Estaba produciéndose el milagro de la vida que Miguel Ángel pintara en la Capilla Sixtina, ¡la humanidad recibía el soplo divino!, la calma regresó al corazón de los asistentes. En medio del barullo resaltaba la figura del recién electo rector. Retrocedamos unos meses atrás.
Un jovencito de apenas 23 años de edad, con un colmillo bien afilado, les ganaba la partida a los señores conservadores que presidían la Junta de Gobierno, con el gobernador a la cabeza. Ese muchacho imberbe supo interpretar el anhelo de los estudiantes que pedían la autonomía. El secretario general de gobierno, logró acomodar a un amigo suyo como rector que fue rechazado por la comunidad universitaria que insistía en la autonomía.
En los días siguientes se reformó la Ley Orgánica de la Universidad, sustituyendo y despareciendo a la Junta de Gobierno por un Consejo Universitario, paritario, formado por alumnos y maestros. Era el mes de abril de 1973, cuando Melchor de los Santos Ordoñez se hizo cargo del despacho de rector de la máxima Casa de Estudios. Cargo que ocupó como encargado hasta las elecciones de 1975, en las que resultó electo por voto directo, secreto y universal como rector de la Universidad Autónoma de Coahuila. Un triunfo que dejó constancia de que sólo los hombres con ideales pueden lograr lo que se proponen a pesar de los obstáculos que encuentren en el camino. Un hombre joven que hablaba el mismo lenguaje que los estudiantes supo leer en las líneas del futuro lo que podía ser una universidad con jóvenes talentosos que luego se enterarían de lo que son capaces las nuevas generaciones dedicadas al estudio. Sembró la semilla de la concordia que perdura hasta nuestros días.

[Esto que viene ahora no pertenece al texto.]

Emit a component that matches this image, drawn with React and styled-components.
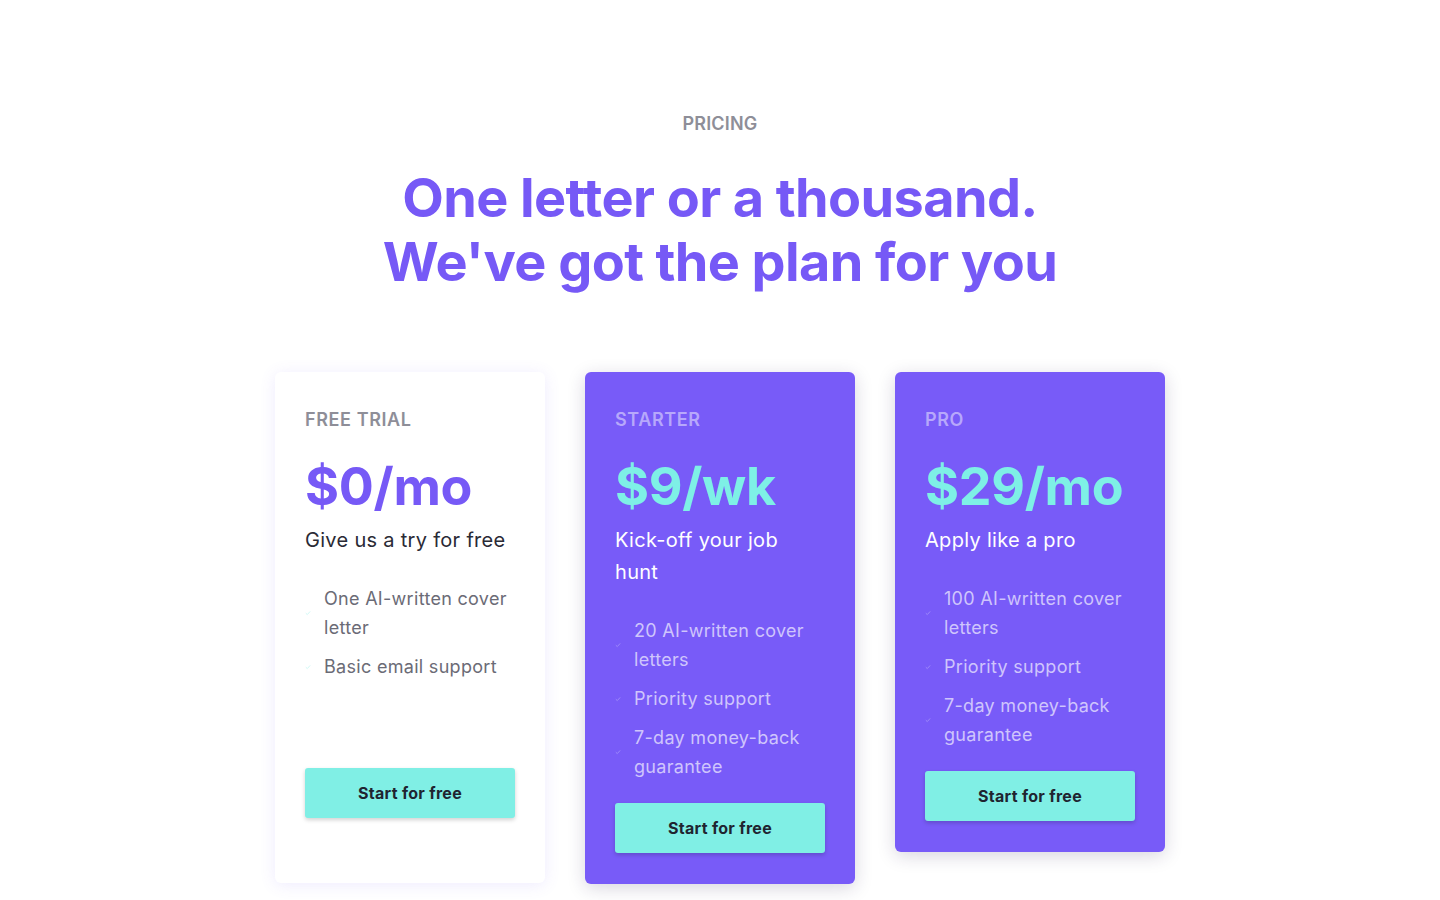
import styled, { createGlobalStyle } from "styled-components";

const GlobalStyle = createGlobalStyle`
  body {
    margin: 0;
    background: #ffffff;
    font-family: Inter, "Noto Sans", sans-serif;
  }
`;

const Section = styled.section`
  display: flex;
  flex-direction: column;
  align-items: center;
  padding: 112px 0 40px;
`;

const Eyebrow = styled.div`
  font-size: 18px;
  line-height: 24px;
  font-weight: 600;
  color: #8e8e98;
  letter-spacing: 0.2px;
`;

const Heading = styled.h1`
  margin: 30px 0 0;
  font-size: 54px;
  line-height: 64px;
  font-weight: 700;
  color: #7659f6;
  text-align: center;
  letter-spacing: -0.6px;
`;

const Cards = styled.div`
  display: flex;
  gap: 40px;
  align-items: flex-start;
  margin-top: 78px;
`;

const Card = styled.div`
  width: 270px;
  box-sizing: border-box;
  min-height: ${(p) => p.$minHeight || 0}px;
  padding: 36px 30px 31px;
  border-radius: 6px;
  display: flex;
  flex-direction: column;
  background: ${(p) => (p.$dark ? "#785bf8" : "#ffffff")};
  box-shadow: ${(p) =>
    p.$dark
      ? "0 4px 18px rgba(40, 30, 80, 0.18)"
      : "0 2px 16px rgba(118, 89, 246, 0.12)"};
`;

const PlanName = styled.div`
  font-size: 18px;
  line-height: 24px;
  font-weight: 600;
  letter-spacing: 0.6px;
  color: ${(p) => (p.$dark ? "#b7a8fb" : "#8e8e98")};
`;

const Price = styled.div`
  margin-top: 24px;
  font-size: 52px;
  line-height: 62px;
  font-weight: 700;
  color: ${(p) => (p.$dark ? "#7ef0e6" : "#7659f6")};
  letter-spacing: -0.3px;
`;

const Tagline = styled.div`
  margin-top: 6px;
  font-size: 20px;
  line-height: 32px;
  letter-spacing: 0.3px;
  color: ${(p) => (p.$dark ? "#ffffff" : "#2a2a35")};
`;

const Features = styled.ul`
  list-style: none;
  margin: 28px 0 0;
  padding: 0;
  min-height: 162px;
  display: flex;
  flex-direction: column;
  gap: 10px;
`;

const Feature = styled.li`
  display: flex;
  align-items: center;
  gap: 13px;
  font-size: 18px;
  line-height: 29px;
  letter-spacing: 0.3px;
  color: ${(p) => (p.$dark ? "#cfc5fc" : "#6b6b76")};
`;

const Check = styled.svg`
  flex: none;
  width: 6px;
  height: 6px;
  opacity: 0.35;
`;

const Button = styled.button`
  margin-top: 22px;
  height: 50px;
  border: none;
  border-radius: 3px;
  background: #80efe5;
  color: #1f2430;
  font-family: inherit;
  font-size: 16px;
  font-weight: 700;
  letter-spacing: 0.3px;
  cursor: pointer;
  box-shadow: 0 2px 4px rgba(0, 0, 0, 0.18);
`;

const plans = [
  {
    name: "FREE TRIAL",
    price: "$0/mo",
    tagline: "Give us a try for free",
    features: ["One AI-written cover letter", "Basic email support"],
    minHeight: 511,
  },
  {
    name: "STARTER",
    price: "$9/wk",
    tagline: "Kick-off your job hunt",
    features: ["20 AI-written cover letters", "Priority support", "7-day money-back guarantee"],
    dark: true,
  },
  {
    name: "PRO",
    price: "$29/mo",
    tagline: "Apply like a pro",
    features: ["100 AI-written cover letters", "Priority support", "7-day money-back guarantee"],
    dark: true,
  },
];

const CheckIcon = ({ dark }) => (
  <Check viewBox="0 0 6 6">
    <path
      d="M0.8 3.2 L2.3 4.6 L5.2 1.4"
      fill="none"
      stroke={dark ? "#e0dbff" : "#80efe5"}
      strokeWidth="1"
    />
  </Check>
);

export default function App() {
  return (
    <>
      <GlobalStyle />
      <Section>
        <Eyebrow>PRICING</Eyebrow>
        <Heading>
          One letter or a thousand.
          <br />
          We've got the plan for you
        </Heading>
        <Cards>
          {plans.map((plan) => (
            <Card key={plan.name} $dark={plan.dark} $minHeight={plan.minHeight}>
              <PlanName $dark={plan.dark}>{plan.name}</PlanName>
              <Price $dark={plan.dark}>{plan.price}</Price>
              <Tagline $dark={plan.dark}>{plan.tagline}</Tagline>
              <Features>
                {plan.features.map((f) => (
                  <Feature key={f} $dark={plan.dark}>
                    <CheckIcon dark={plan.dark} />
                    <span>{f}</span>
                  </Feature>
                ))}
              </Features>
              <Button>Start for free</Button>
            </Card>
          ))}
        </Cards>
      </Section>
    </>
  );
}
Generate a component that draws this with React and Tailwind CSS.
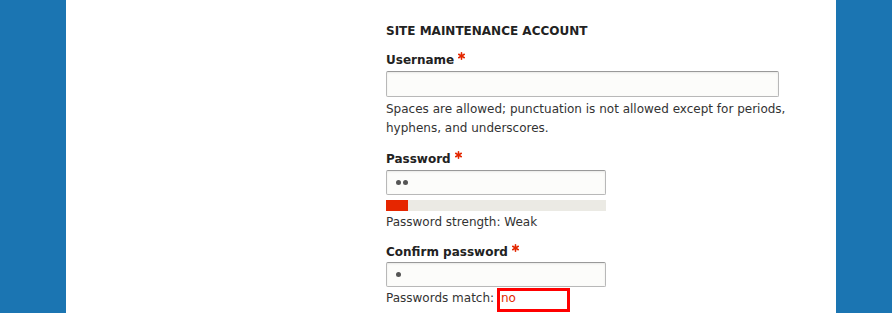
import React from "react";

const Required = () => (
  <svg className="ml-[4px] mt-[1px] self-start" width="7" height="8" viewBox="0 0 7 8">
    <g stroke="#e32700" strokeWidth="1.6" strokeLinecap="round">
      <line x1="3.5" y1="0.8" x2="3.5" y2="7.2" />
      <line x1="0.7" y1="2.3" x2="6.3" y2="5.7" />
      <line x1="0.7" y1="5.7" x2="6.3" y2="2.3" />
    </g>
  </svg>
);

const Label = ({ children, className = "" }) => (
  <div className={"flex items-start text-[12px] leading-[18px] font-bold text-[#222] " + className}>
    <span>{children}</span>
    <Required />
  </div>
);

const Field = ({ wide, dots = 0, className = "" }) => (
  <div
    className={
      "flex items-center gap-[2px] pl-[9px] rounded-[2px] border border-[#b8b8b8] border-t-[#999] bg-[#fcfcfa] shadow-[inset_0_1px_2px_rgba(0,0,0,0.08)] " +
      (wide ? "w-[393px] h-[26px] " : "w-[220px] h-[25px] ") +
      className
    }
  >
    {Array.from({ length: dots }).map((_, i) => (
      <span key={i} className="block w-[5px] h-[5px] rounded-full bg-[#555]" />
    ))}
  </div>
);

export default function App() {
  return (
    <div className="h-[313px] overflow-hidden bg-[#1b75b2] font-['DejaVu_Sans',sans-serif]">
      <div className="ml-[66px] w-[770px] h-full bg-white pl-[320px]">
        <h2 className="pt-[22px] text-[12px] leading-[18px] font-bold uppercase text-[#222]">
          Site maintenance account
        </h2>

        <Label className="mt-[11px]">Username</Label>
        <Field wide className="mt-[2px]" />
        <p className="mt-[3px] w-[410px] text-[12px] leading-[19px] text-[#333]">
          Spaces are allowed; punctuation is not allowed except for periods, hyphens, and underscores.
        </p>

        <Label className="mt-[12px]">Password</Label>
        <Field dots={2} className="mt-[2px]" />
        <div className="mt-[5px] w-[220px] h-[11px] bg-[#ebeae4]">
          <div className="w-[22px] h-full bg-[#e62600]" />
        </div>
        <p className="mt-[2px] text-[12px] leading-[19px] text-[#333]">Password strength: Weak</p>

        <Label className="mt-[11px]">Confirm password</Label>
        <Field dots={1} className="mt-[1px]" />
        <div className="relative mt-[2px] text-[12px] leading-[19px] text-[#333]">
          Passwords match: <span className="ml-[3px] text-[#e32700]">no</span>
          <div className="absolute left-[111px] top-[-1px] w-[73px] h-[24px] border-[3px] border-[#ff0000]" />
        </div>
      </div>
    </div>
  );
}
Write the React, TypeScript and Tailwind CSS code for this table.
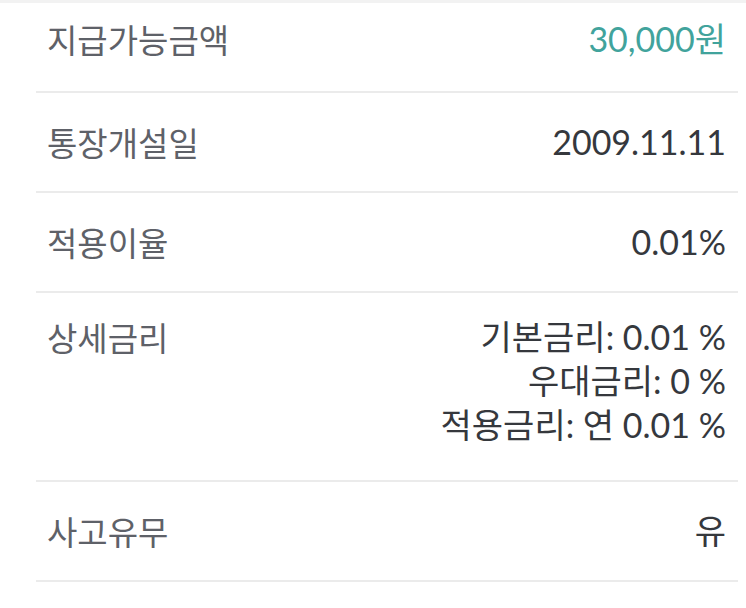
const rows = [
  { label: "통장개설일", value: "2009.11.11" },
  { label: "적용이율", value: "0.01%" },
];

const labelCls =
  "text-[33px] leading-[40px] text-[#5e6168] [font-family:'Noto_Sans_CJK_KR','Noto_Sans',sans-serif]";
const valueCls =
  "text-[34px] leading-[40px] text-[#35383d] [font-family:Lato,'Noto_Sans_CJK_KR',sans-serif]";

export default function App() {
  return (
    <main className="w-[746px] h-[608px] bg-white overflow-hidden">
      <div className="h-[3px] bg-[#f2f2f2]" />
      <div className="ml-[36px] w-[702px]">
        {/* 지급가능금액 */}
        <div className="flex justify-between items-center pl-[11px] pr-[12px] pt-[16px] pb-[32px] border-b-2 border-[#ebebeb]">
          <span className={labelCls}>지급가능금액</span>
          <span className={valueCls + " !text-[#41a39c]"}>30,000원</span>
        </div>

        {rows.map((r) => (
          <div
            key={r.label}
            className="flex justify-between items-center pl-[11px] pr-[12px] py-[29px] border-b-2 border-[#ebebeb]"
          >
            <span className={labelCls}>{r.label}</span>
            <span className={valueCls}>{r.value}</span>
          </div>
        ))}

        {/* 상세금리 */}
        <div className="flex justify-between items-start pl-[11px] pr-[12px] pt-[22px] pb-[33px] border-b-2 border-[#ebebeb]">
          <span className={labelCls + " !leading-[44px]"}>상세금리</span>
          <div className={valueCls + " !leading-[44px] text-right"}>
            <div>기본금리: 0.01 %</div>
            <div>우대금리: 0 %</div>
            <div>적용금리: 연 0.01 %</div>
          </div>
        </div>

        {/* 사고유무 */}
        <div className="flex justify-between items-center pl-[11px] pr-[12px] py-[29px] border-b-2 border-[#ebebeb]">
          <span className={labelCls}>사고유무</span>
          <span className={valueCls}>유</span>
        </div>
      </div>
    </main>
  );
}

El mejor homenaje que podría recibir quien luchó por la autonomía universitaria es la tranquilidad como se mueve a estas fechas el mundo académico coahuilense. La quietud en que vive actualmente la misma universidad a 30 años de la gesta que condujo a la liberación de los universitarios es síntoma de que podrán equivocarse, pero sus errores serán suyos y de nadie más. Aunque, cabe decir, que al mismo tiempo sus aciertos serán los frutos de los esfuerzos que puso en vida el universitario Melchor de los Santos, hoy y desde hace varios ayeres, gozamos de una Universidad que fomenta con orgullo su lema: "En el bien fincamos el saber".